• **Data segment**:

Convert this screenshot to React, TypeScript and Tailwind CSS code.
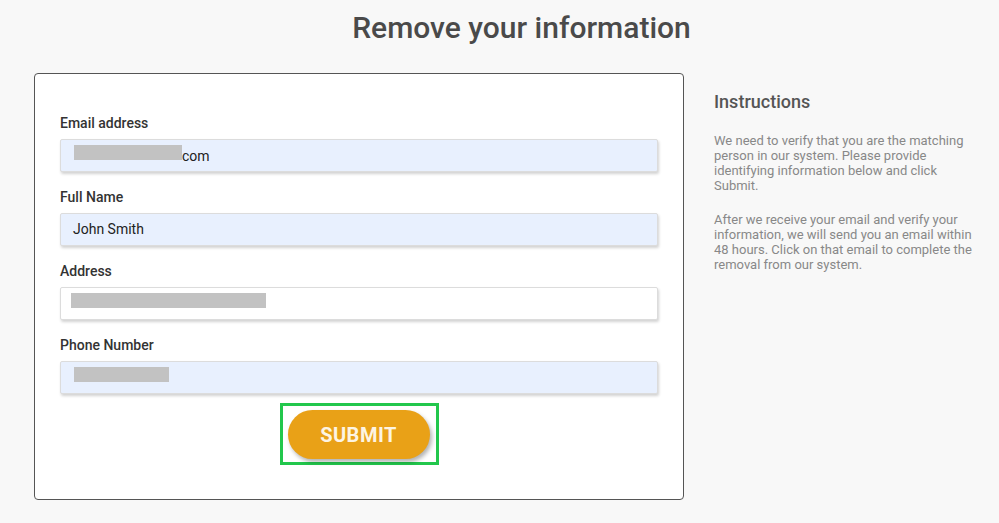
import React from 'react';

function Field({ label, filled = true, children }: { label: string; filled?: boolean; children: React.ReactNode }) {
  return (
    <div className="mb-[15px]">
      <div className="text-[14px] leading-[20px] font-medium text-[#333]">{label}</div>
      <div
        className={`mt-[6px] h-[33px] flex items-center pl-[12px] border border-[#dcdcdc] rounded-[2px] shadow-[1px_2px_3px_rgba(0,0,0,0.18)] text-[14px] text-[#222] ${filled ? 'bg-[#e8f0fe]' : 'bg-white'}`}
      >
        {children}
      </div>
    </div>
  );
}

const Redact = ({ w }: { w: number }) => (
  <span className="inline-block h-[15px] bg-[#c2c2c2]" style={{ width: w }} />
);

export default function App() {
  return (
    <div className="min-h-screen bg-[#f8f8f8] font-['Roboto',sans-serif]">
      <h1 className="pt-[10px] pl-[78px] pr-[34px] text-center text-[30px] leading-[36px] font-medium text-[#4a4a4a]">
        Remove your information
      </h1>

      <div className="mt-[27px] pl-[34px] flex items-start gap-[30px]">
        {/* Form card */}
        <div className="w-[650px] bg-white border border-[#555] rounded-[4px] px-[25px] pt-[39px] pb-[34px]">
          <Field label="Email address">
            <span className="ml-[1px]"><Redact w={108} /></span>
            <span className="leading-none">com</span>
          </Field>
          <Field label="Full Name">John Smith</Field>
          <Field label="Address" filled={false}>
            <span className="-ml-[2px]"><Redact w={195} /></span>
          </Field>
          <Field label="Phone Number">
            <span className="ml-[1px]"><Redact w={95} /></span>
          </Field>

          <div className="flex justify-center -mt-[6px]">
            <div className="border-[3px] border-[#22c74c] pl-[5px] pr-[6px] pt-[4px] pb-[3px]">
              <button className="w-[142px] h-[49px] rounded-full bg-[#e9a117] text-[#fdf4e3] text-[20px] font-bold tracking-[0.5px] shadow-[2px_3px_4px_rgba(0,0,0,0.3)]">
                SUBMIT
              </button>
            </div>
          </div>
        </div>

        {/* Instructions */}
        <div className="w-[262px] pt-[17px]">
          <h2 className="text-[18px] leading-[24px] font-medium text-[#555] mb-[19px]">Instructions</h2>
          <p className="text-[13px] leading-[15px] text-[#888] mb-[19px]">
            We need to verify that you are the matching person in our system. Please provide identifying information below and click Submit.
          </p>
          <p className="text-[13px] leading-[15px] text-[#888]">
            After we receive your email and verify your information, we will send you an email within 48 hours. Click on that email to complete the removal from our system.
          </p>
        </div>
      </div>
    </div>
  );
}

• **Task directions**: Write the listing out a second time exactly, dropping all images.

• **Response**:
Convert this screenshot to React, TypeScript and Tailwind CSS code.
import React from 'react';

function Field({ label, filled = true, children }: { label: string; filled?: boolean; children: React.ReactNode }) {
  return (
    <div className="mb-[15px]">
      <div className="text-[14px] leading-[20px] font-medium text-[#333]">{label}</div>
      <div
        className={`mt-[6px] h-[33px] flex items-center pl-[12px] border border-[#dcdcdc] rounded-[2px] shadow-[1px_2px_3px_rgba(0,0,0,0.18)] text-[14px] text-[#222] ${filled ? 'bg-[#e8f0fe]' : 'bg-white'}`}
      >
        {children}
      </div>
    </div>
  );
}

const Redact = ({ w }: { w: number }) => (
  <span className="inline-block h-[15px] bg-[#c2c2c2]" style={{ width: w }} />
);

export default function App() {
  return (
    <div className="min-h-screen bg-[#f8f8f8] font-['Roboto',sans-serif]">
      <h1 className="pt-[10px] pl-[78px] pr-[34px] text-center text-[30px] leading-[36px] font-medium text-[#4a4a4a]">
        Remove your information
      </h1>

      <div className="mt-[27px] pl-[34px] flex items-start gap-[30px]">
        {/* Form card */}
        <div className="w-[650px] bg-white border border-[#555] rounded-[4px] px-[25px] pt-[39px] pb-[34px]">
          <Field label="Email address">
            <span className="ml-[1px]"><Redact w={108} /></span>
            <span className="leading-none">com</span>
          </Field>
          <Field label="Full Name">John Smith</Field>
          <Field label="Address" filled={false}>
            <span className="-ml-[2px]"><Redact w={195} /></span>
          </Field>
          <Field label="Phone Number">
            <span className="ml-[1px]"><Redact w={95} /></span>
          </Field>

          <div className="flex justify-center -mt-[6px]">
            <div className="border-[3px] border-[#22c74c] pl-[5px] pr-[6px] pt-[4px] pb-[3px]">
              <button className="w-[142px] h-[49px] rounded-full bg-[#e9a117] text-[#fdf4e3] text-[20px] font-bold tracking-[0.5px] shadow-[2px_3px_4px_rgba(0,0,0,0.3)]">
                SUBMIT
              </button>
            </div>
          </div>
        </div>

        {/* Instructions */}
        <div className="w-[262px] pt-[17px]">
          <h2 className="text-[18px] leading-[24px] font-medium text-[#555] mb-[19px]">Instructions</h2>
          <p className="text-[13px] leading-[15px] text-[#888] mb-[19px]">
            We need to verify that you are the matching person in our system. Please provide identifying information below and click Submit.
          </p>
          <p className="text-[13px] leading-[15px] text-[#888]">
            After we receive your email and verify your information, we will send you an email within 48 hours. Click on that email to complete the removal from our system.
          </p>
        </div>
      </div>
    </div>
  );
}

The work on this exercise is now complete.